The legality of the subpoena duces tecum was not attacked by Mrs. Vines on the ground that the clerk signed them in blank, to be filled out by the solicitor-general, or some one acting for him, before they were served on her; but on the contrary she appeared and submitted to the jurisdiction of the court for it to determine matters other than the manner of issuing the subpoenas as above indicated. It would be a useless and a vain thing for the court to pass on the question whether the documents should be produced and introduced in evidence, if Mrs. Vines, or the Evanses, or any of them, could conceal or destroy the documents which would be the subject-matter of the court's decision. We think the documents were in gremio legis, which is defined in Black's Law Dictionary, 3d ed., as being "in the bosom of the law; in protection of the law; in abeyance." "The power to punish for contempts is inherent in every court of justice. It is absolutely necessary that a court should possess this power, in order that it may carry on the administration of justice and preserve order and decorum in the court. As far as we can ascertain, this power has existed since courts were first established. Judge Wilmot, in 1795, in a treatise upon the subject, said he had been unable to find where it was first exercised, but in his opinion it was as old as the courts themselves. All the courts in their decisions, and all the text-writers, lay down the same doctrine, — that this power is necessary to all courts and is inherent in them." Bradley v.State, supra. Such power is necessary for the self-preservation of the courts.

Where the evidence showed that the deputy clerk signed the subpoenas in question, and the solicitor-general or some one acting for him filled in the blanks therein, and the subpoenas when served on Mrs. Vines were directed to her and stated the case or cases in which she was required to produce the documentary evidence, leaving out of view the technical defenses stated above, the testimony clearly showed that Mr. and Mrs. Evans were guilty, and that the Evanses as well as Mrs. Vines knew the case in which the documents *181 were wanted as evidence and were sought to be brought before the grand jury by said subpoenas. Under such a statement of facts the court is not inclined to give technical objections any more weight than they are entitled to strictissimi juries. Scott v. State, 109 Tenn. 390 (71 S.W. 824). Whatever weight they may be entitled to if relied on by Mrs.
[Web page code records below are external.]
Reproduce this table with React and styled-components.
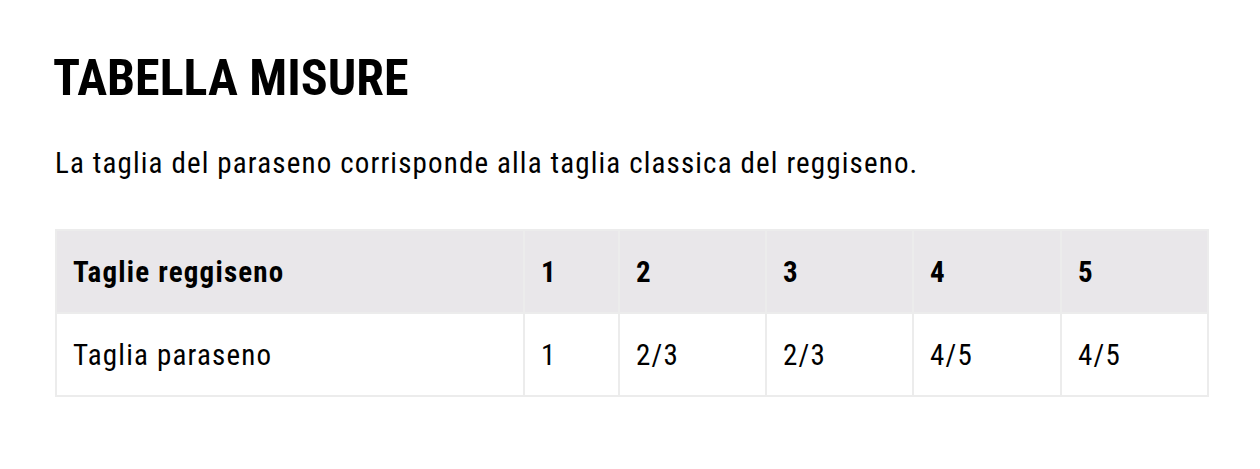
import React from "react";
import styled, { createGlobalStyle } from "styled-components";

const GlobalStyle = createGlobalStyle`
  body {
    margin: 0;
    background: #fff;
    font-family: "Roboto Condensed", "Roboto", "Liberation Sans", sans-serif;
    color: #000;
  }
`;

const Wrapper = styled.div`
  padding: 52px 53px 0 55px;
`;

const Title = styled.h2`
  margin: 0 0 0 -2px;
  font-size: 50px;
  font-weight: 700;
  line-height: 52px;
  text-transform: uppercase;
`;

const Intro = styled.p`
  margin: 41px 0 48px;
  font-size: 29px;
  letter-spacing: 1.15px;
  line-height: 36px;
  font-weight: 400;
`;

const Table = styled.table`
  width: 100%;
  border-collapse: collapse;
  table-layout: fixed;
  border: 2px solid #ececec;
`;

const Row = styled.tr`
  background: ${(p) => (p.$head ? "#e9e7ea" : "#fff")};
`;

const Cell = styled.td`
  height: 81px;
  padding: 0 16px;
  border: 2px solid #ececec;
  font-size: 29px;
  letter-spacing: 1.2px;
  font-weight: ${(p) => (p.$bold ? 700 : 400)};
  text-align: left;
  vertical-align: middle;
`;

const widths = ["468px", "95px", "147px", "147px", "148px", "147px"];

const head = ["Taglie reggiseno", "1", "2", "3", "4", "5"];
const body = ["Taglia paraseno", "1", "2/3", "2/3", "4/5", "4/5"];

export default function App() {
  return (
    <>
      <GlobalStyle />
      <Wrapper>
        <Title>Tabella misure</Title>
        <Intro>La taglia del paraseno corrisponde alla taglia classica del reggiseno.</Intro>
        <Table>
          <colgroup>
            {widths.map((w, i) => (
              <col key={i} style={{ width: w }} />
            ))}
          </colgroup>
          <tbody>
            <Row $head>
              {head.map((t, i) => (
                <Cell key={i} $bold>{t}</Cell>
              ))}
            </Row>
            <Row>
              {body.map((t, i) => (
                <Cell key={i}>{t}</Cell>
              ))}
            </Row>
          </tbody>
        </Table>
      </Wrapper>
    </>
  );
}
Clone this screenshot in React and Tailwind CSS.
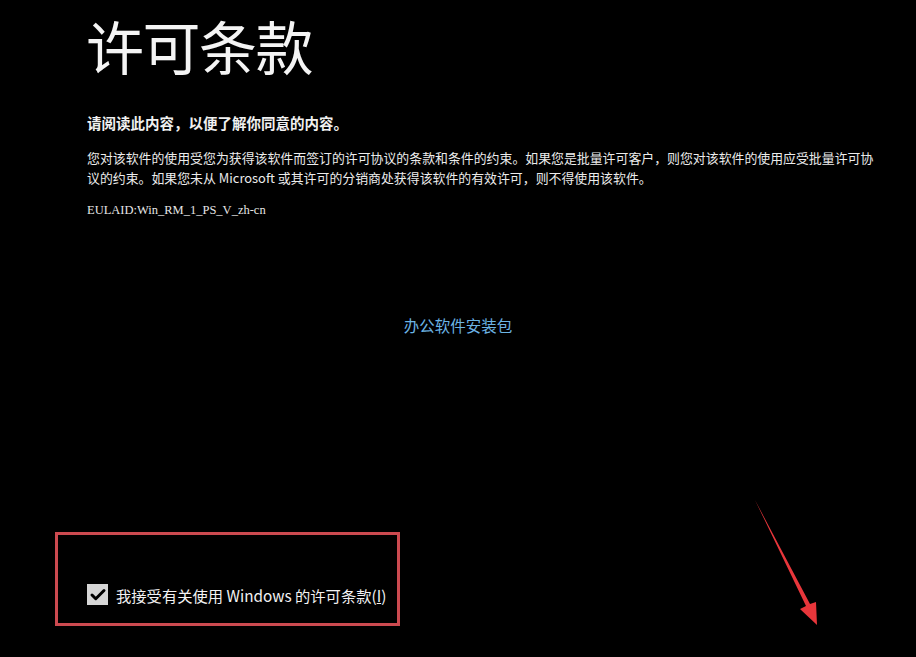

Vines, a witness who was being proceeded against for a failure to produce the documents, we think they should be given no weight at all when brought forward as defenses by persons being proceeded against for wilfully removing, concealing, or disposing of the documents sought to be introduced in evidence, when it appears, as in the instant case, that Mrs. Vines, the witness herself, recognized the validity of subpoenas as to the manner in which they had been issued.
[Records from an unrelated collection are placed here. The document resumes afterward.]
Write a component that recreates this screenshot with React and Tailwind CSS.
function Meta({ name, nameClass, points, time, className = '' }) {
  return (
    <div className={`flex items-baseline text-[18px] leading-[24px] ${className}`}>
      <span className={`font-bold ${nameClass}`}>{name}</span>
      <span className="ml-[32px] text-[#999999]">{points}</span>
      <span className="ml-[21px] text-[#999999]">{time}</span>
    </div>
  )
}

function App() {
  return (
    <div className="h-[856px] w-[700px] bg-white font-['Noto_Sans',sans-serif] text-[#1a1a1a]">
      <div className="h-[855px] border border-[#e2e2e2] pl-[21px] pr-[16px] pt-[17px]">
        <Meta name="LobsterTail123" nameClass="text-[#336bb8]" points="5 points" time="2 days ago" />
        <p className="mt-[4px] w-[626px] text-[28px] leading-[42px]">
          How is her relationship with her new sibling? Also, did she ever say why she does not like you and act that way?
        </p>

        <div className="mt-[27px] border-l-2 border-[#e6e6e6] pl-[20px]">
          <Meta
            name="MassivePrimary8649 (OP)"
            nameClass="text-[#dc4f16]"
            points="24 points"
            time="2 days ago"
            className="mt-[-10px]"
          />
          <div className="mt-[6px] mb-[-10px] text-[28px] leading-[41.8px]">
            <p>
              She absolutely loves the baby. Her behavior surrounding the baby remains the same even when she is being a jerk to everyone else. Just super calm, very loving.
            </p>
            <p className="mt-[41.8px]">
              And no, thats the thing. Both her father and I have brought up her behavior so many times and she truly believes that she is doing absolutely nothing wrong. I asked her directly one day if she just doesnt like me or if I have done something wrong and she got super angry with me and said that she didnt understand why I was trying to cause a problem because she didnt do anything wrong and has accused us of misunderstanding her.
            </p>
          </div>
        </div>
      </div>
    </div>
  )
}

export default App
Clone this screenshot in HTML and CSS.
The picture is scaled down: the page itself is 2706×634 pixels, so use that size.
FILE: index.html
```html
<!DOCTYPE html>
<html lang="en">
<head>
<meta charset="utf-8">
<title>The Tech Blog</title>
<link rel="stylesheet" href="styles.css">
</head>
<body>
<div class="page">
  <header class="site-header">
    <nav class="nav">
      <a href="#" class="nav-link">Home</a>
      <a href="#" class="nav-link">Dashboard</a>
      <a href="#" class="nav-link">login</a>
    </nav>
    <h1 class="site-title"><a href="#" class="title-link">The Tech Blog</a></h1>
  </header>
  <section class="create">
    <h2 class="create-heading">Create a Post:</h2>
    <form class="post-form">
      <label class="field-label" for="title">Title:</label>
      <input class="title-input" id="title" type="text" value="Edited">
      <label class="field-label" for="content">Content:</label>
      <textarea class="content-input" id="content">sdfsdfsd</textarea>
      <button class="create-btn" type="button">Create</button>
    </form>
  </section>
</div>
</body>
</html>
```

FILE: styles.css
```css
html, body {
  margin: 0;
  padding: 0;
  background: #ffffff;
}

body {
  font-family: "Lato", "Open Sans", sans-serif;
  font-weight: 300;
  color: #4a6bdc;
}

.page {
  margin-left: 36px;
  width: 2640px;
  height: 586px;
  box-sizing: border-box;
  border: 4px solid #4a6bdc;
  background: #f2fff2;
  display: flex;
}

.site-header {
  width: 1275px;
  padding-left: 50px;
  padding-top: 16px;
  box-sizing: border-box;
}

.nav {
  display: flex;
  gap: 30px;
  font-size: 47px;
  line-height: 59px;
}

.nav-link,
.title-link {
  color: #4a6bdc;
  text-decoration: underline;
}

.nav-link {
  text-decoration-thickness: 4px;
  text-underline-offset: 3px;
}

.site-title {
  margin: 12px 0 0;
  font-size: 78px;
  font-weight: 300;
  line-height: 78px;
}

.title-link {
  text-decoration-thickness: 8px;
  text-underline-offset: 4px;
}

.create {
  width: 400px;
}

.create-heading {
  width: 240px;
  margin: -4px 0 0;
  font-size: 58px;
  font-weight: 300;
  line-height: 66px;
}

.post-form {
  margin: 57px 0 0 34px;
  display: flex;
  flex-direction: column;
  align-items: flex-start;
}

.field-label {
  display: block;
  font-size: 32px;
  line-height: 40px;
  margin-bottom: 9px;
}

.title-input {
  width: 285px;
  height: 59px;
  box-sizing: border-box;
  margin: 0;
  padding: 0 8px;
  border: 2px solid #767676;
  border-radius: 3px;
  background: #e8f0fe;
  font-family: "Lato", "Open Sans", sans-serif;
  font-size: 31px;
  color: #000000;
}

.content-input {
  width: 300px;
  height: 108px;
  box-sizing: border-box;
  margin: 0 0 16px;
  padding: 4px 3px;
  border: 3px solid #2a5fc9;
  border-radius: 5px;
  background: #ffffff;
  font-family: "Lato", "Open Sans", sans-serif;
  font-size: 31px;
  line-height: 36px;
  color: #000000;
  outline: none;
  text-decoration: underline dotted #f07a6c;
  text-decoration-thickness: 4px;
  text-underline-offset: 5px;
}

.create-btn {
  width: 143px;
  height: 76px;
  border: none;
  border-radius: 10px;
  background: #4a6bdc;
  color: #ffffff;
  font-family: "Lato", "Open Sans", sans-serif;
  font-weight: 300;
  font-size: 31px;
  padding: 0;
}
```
The plaintiffs in error rely strongly on Dobbs v. State,55 Ga. 272; but that case is differentiated by its facts from the instant case, for in that case the subpoena never at any time stated any case in which the witness's testimony was to be used. The subpoena called on the witness to be and appear at a named court to testify in the case of "State v. ____." The court held that this was not a subpoena for a witness to testify in any case pending in that court; and that it was not a valid process on which to predicate a rule for contempt, in that a subpoena should show in what case or proceeding it is issued. 70 C. J. 46. Whereas, in the instant case, the subpoenas when served on Mrs. Vines were directed to her, and stated the case in which the documents were sought to be brought into court and used as evidence, thus showing in what proceeding the matter was pending. In short, the subpoenas, when served on Mrs. Vines, appeared to be regular on their faces, and the evidence authorized a finding that Mrs. Vines and Mr. and Mrs. Evans all knew the court proceeding in which the documents were sought to be produced and used as evidence. Rucker v. Tabor, 126 Ga. 132 (4), 135 (54 S.E. 959). It was contempt of court where such proceeding was pending, as above stated, for Mr. and Mrs. Evans to wilfully and knowingly destroy, remove, or conceal the documents, the subject of the proceeding then pending in the court, which acts may render nugatory the decision of the court in the pending proceeding, even if the proceeding is one where the court eventually determines that there is a want of jurisdiction. Merrimack River Savings Bank v. Clay Center, *182 219 U.S. 527, 529 (31 Sup. Ct. 295, 55 L. ed. 320, Ann. Cas. 1912A, 513); Lamb v. Cramer, 285 U.S. 217 (52 Sup. Ct. 315,76 L. ed. 715); United States v. Shipp, 203 U.S. 563 (27 Sup. Ct. 165, 51 L. ed. 319, 8 Ann. Cas. 265); Clay v. Waters, 178 Fed. 385 (21 Ann. Cas. 897).

Judgment affirmed. Broyles, C. J., and Gardner, J., concur.